→ WORK INSTRUCTIONS
Pull out every line in the data that has the string "this" in it.

══ INPUT ROWS ══

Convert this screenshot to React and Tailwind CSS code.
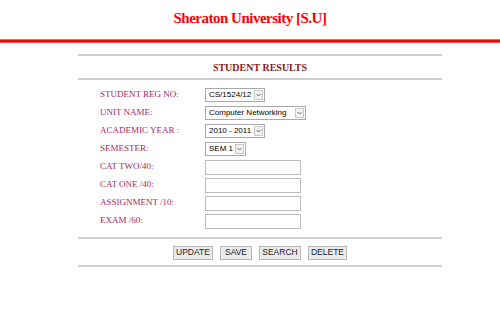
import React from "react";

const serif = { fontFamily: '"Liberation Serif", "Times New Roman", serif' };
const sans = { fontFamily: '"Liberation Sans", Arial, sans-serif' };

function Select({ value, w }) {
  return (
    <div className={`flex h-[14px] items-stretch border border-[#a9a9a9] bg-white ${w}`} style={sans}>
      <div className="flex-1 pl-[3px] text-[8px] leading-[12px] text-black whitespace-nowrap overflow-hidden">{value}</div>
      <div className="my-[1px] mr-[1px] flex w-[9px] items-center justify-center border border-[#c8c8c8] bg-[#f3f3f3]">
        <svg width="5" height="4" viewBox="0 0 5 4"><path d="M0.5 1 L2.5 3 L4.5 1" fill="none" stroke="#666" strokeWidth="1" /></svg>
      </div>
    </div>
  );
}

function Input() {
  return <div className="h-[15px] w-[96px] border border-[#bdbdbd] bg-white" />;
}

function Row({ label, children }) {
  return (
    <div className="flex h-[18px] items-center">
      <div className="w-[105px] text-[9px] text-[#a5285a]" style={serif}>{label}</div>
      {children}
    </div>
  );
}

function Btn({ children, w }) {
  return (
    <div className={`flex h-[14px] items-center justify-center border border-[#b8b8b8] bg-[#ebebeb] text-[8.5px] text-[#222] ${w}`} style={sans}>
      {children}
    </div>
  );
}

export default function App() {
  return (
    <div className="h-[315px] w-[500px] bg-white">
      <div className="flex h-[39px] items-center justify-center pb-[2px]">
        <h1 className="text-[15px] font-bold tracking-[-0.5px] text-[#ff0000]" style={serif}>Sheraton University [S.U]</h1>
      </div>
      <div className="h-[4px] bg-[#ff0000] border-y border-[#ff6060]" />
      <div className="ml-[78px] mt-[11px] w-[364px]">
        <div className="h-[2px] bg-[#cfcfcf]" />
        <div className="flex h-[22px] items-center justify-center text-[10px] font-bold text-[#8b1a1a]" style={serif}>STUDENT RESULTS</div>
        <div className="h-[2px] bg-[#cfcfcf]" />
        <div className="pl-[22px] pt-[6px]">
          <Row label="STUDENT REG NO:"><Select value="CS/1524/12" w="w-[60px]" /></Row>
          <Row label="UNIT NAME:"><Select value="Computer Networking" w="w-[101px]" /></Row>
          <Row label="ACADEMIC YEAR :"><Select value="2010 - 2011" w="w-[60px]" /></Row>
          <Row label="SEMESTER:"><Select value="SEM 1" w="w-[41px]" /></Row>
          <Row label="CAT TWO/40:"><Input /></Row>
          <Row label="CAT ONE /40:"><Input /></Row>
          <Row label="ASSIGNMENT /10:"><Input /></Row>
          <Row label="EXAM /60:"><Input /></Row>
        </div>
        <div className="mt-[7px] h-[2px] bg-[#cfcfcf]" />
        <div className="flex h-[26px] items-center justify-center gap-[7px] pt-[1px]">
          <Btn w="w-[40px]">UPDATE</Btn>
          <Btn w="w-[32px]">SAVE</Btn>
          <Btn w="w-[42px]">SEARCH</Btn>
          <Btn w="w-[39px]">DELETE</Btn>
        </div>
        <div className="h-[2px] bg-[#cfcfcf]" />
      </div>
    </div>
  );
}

═══
══ INPUT ROWS ══

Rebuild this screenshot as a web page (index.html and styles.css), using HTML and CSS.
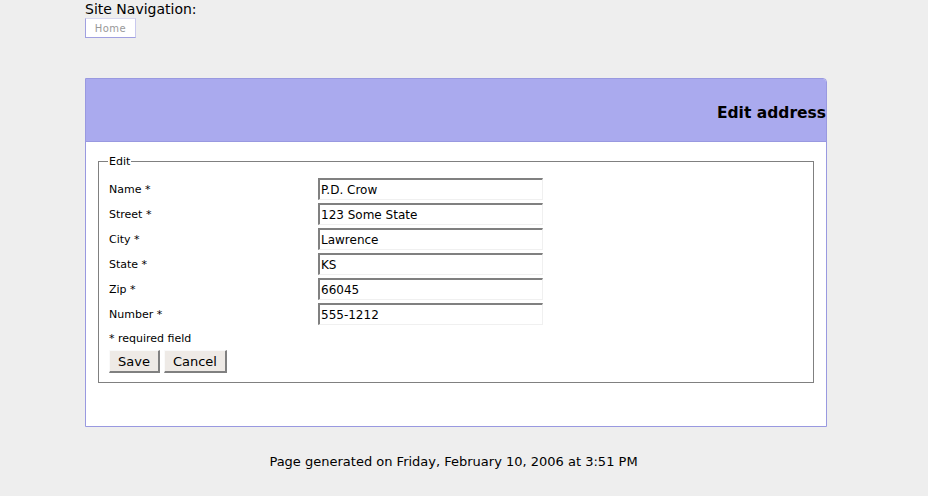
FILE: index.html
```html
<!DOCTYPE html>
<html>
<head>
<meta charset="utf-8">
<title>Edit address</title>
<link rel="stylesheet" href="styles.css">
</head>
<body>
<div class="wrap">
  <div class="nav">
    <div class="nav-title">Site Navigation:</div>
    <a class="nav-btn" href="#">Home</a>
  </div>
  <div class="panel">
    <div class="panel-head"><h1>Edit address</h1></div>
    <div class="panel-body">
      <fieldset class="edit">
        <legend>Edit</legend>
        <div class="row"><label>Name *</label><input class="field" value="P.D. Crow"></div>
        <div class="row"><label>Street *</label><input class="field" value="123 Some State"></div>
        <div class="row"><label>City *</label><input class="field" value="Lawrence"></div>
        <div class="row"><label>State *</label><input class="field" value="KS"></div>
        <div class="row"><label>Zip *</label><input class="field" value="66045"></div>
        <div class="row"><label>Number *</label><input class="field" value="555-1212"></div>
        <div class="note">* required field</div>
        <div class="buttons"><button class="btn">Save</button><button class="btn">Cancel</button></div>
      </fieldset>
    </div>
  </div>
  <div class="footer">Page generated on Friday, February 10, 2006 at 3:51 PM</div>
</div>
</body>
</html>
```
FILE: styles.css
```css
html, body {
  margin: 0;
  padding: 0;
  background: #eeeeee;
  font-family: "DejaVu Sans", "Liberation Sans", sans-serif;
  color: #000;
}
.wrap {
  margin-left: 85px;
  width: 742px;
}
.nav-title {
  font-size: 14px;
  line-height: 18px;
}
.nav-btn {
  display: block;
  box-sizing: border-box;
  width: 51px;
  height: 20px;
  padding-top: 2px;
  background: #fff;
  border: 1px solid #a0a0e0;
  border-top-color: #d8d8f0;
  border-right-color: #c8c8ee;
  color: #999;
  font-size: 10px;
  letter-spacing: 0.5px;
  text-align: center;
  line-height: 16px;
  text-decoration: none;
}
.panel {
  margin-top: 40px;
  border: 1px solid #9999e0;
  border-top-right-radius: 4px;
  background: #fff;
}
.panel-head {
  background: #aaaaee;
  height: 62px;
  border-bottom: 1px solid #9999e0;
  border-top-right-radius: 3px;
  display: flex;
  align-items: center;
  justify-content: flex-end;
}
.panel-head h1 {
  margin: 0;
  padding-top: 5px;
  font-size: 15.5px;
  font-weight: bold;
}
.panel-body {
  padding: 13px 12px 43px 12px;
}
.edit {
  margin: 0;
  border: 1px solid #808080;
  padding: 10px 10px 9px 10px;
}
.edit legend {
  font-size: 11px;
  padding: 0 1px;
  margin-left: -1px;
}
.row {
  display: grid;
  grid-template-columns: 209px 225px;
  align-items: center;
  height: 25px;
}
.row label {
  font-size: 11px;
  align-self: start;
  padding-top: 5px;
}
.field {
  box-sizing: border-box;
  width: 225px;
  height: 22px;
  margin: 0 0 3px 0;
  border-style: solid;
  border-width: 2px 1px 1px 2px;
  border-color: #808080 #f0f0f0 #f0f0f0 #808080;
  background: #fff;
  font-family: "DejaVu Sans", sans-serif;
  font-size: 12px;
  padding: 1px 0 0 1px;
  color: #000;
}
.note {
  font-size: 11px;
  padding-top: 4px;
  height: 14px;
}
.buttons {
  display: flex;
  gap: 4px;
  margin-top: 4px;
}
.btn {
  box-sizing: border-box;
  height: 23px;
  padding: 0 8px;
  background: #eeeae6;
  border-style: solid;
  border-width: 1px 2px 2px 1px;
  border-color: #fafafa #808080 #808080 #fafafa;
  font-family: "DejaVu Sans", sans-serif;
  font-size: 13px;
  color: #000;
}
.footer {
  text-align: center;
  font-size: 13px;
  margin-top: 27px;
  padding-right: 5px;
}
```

═══

→ TASK OUTPUT
Convert this screenshot to React and Tailwind CSS code.
Rebuild this screenshot as a web page (index.html and styles.css), using HTML and CSS.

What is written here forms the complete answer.